WRITTEN PROBLEM
Locate every line below that contains the word "with" and copy it.

DATA SHOWN
== == ==

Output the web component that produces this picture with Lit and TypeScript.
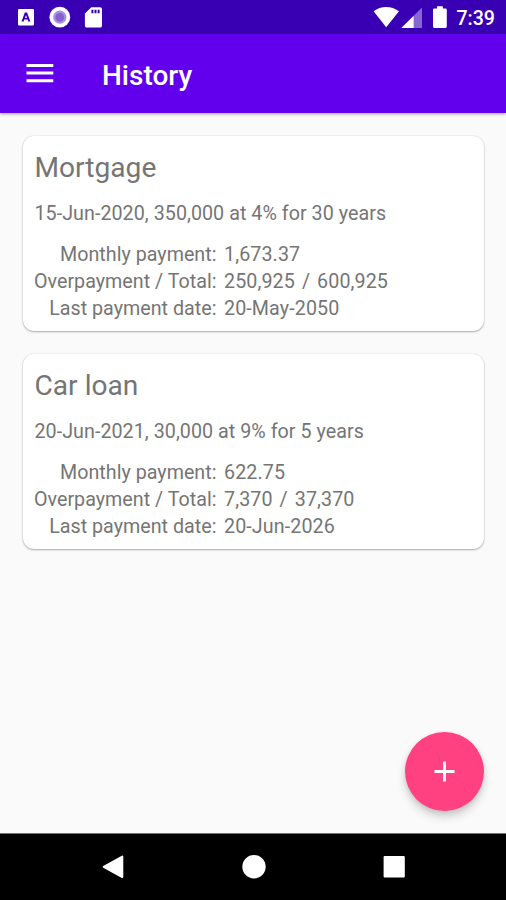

== == ==

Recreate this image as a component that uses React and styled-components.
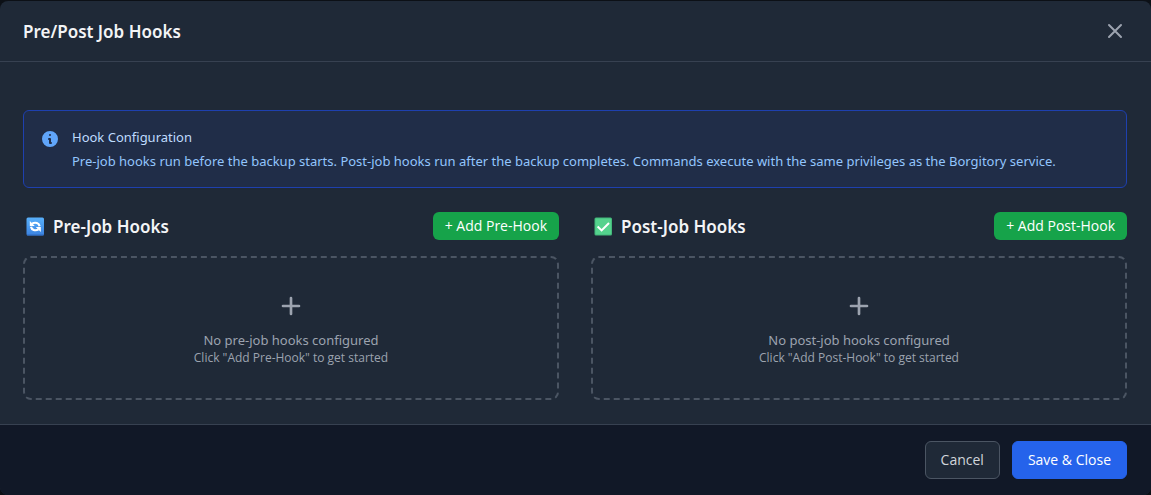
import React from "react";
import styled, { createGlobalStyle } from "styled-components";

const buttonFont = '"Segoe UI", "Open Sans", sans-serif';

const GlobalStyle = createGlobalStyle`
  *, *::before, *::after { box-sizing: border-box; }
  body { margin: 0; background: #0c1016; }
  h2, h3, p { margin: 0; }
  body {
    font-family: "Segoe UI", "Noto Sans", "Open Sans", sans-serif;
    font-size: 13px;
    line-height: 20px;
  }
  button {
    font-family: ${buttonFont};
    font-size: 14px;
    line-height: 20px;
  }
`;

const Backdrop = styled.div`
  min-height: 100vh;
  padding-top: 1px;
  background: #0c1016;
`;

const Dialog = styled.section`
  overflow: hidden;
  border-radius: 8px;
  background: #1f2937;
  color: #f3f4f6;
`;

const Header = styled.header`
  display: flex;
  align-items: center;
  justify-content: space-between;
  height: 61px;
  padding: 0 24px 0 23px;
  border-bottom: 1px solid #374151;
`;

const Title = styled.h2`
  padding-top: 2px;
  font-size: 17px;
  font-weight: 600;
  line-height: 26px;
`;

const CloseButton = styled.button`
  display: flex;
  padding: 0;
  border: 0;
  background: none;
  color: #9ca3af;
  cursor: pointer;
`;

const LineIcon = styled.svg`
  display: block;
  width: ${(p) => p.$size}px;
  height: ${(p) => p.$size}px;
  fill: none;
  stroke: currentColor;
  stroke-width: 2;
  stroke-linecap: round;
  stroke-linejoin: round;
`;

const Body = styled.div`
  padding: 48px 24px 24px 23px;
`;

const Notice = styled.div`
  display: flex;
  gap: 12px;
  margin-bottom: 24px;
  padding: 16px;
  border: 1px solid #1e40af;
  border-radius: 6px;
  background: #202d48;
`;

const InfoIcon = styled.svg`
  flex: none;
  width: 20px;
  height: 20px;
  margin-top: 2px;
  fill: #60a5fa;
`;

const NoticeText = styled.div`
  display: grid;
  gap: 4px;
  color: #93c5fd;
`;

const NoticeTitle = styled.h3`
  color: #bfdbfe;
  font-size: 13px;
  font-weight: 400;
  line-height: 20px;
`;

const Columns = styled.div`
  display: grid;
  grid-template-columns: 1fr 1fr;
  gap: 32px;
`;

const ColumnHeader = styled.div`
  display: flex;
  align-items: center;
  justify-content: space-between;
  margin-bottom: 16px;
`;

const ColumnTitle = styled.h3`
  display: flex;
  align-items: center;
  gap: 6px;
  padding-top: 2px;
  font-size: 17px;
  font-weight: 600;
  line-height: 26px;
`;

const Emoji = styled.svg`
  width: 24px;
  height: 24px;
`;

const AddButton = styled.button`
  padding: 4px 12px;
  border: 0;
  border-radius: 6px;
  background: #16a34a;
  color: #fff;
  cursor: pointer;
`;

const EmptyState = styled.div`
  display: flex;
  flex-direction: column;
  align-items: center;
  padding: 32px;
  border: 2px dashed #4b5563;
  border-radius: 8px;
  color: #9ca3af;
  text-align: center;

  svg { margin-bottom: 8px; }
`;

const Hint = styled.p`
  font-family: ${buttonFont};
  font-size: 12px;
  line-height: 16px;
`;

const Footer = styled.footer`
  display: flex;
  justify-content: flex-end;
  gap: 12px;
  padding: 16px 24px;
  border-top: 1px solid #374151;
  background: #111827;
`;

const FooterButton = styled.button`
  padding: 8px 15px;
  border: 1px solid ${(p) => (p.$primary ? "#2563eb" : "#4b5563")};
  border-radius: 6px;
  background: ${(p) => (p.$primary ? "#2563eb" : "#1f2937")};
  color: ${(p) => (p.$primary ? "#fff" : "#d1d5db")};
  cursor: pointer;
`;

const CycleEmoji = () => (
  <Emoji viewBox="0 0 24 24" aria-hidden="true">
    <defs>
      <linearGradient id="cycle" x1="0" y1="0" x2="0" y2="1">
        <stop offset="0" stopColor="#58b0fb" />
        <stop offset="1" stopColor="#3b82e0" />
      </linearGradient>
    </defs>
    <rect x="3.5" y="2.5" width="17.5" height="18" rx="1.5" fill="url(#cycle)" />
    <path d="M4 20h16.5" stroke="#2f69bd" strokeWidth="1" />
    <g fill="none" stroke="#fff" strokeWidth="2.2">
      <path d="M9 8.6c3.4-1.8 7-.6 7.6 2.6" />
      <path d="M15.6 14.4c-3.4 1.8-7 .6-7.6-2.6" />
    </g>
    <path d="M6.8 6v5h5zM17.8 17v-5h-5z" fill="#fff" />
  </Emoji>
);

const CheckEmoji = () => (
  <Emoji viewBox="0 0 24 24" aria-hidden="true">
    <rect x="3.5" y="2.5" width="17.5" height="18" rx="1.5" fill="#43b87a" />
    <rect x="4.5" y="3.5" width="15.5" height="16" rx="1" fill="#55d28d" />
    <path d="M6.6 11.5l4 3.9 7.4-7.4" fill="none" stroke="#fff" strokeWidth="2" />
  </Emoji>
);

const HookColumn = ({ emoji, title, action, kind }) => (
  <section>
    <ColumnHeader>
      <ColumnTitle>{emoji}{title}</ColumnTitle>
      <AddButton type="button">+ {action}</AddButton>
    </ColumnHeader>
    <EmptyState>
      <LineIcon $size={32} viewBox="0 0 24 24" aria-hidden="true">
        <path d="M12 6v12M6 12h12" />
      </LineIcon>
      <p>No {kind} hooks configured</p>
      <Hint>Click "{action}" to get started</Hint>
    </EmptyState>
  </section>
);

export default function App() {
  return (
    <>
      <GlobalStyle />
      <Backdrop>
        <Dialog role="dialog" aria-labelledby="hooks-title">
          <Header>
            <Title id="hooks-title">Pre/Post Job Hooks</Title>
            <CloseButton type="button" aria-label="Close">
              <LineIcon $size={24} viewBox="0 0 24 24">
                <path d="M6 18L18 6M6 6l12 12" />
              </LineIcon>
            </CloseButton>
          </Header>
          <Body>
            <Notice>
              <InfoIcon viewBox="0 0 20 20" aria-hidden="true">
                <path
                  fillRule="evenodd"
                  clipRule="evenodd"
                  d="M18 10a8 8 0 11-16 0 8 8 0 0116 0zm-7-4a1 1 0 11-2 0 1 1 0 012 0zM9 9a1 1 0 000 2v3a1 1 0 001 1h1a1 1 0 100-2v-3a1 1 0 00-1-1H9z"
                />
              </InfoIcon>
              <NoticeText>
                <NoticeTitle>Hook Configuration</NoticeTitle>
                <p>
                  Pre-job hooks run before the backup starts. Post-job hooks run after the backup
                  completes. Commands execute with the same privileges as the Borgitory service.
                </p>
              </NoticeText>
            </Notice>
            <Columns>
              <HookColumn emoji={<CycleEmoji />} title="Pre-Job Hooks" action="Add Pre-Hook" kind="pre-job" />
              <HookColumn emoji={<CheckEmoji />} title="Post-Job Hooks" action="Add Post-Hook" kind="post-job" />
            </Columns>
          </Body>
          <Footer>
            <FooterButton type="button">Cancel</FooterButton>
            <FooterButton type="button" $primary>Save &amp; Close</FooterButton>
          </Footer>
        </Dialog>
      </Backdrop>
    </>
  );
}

== == ==

TASK OUTPUT
Output the web component that produces this picture with Lit and TypeScript.
                  completes. Commands execute with the same privileges as the Borgitory service.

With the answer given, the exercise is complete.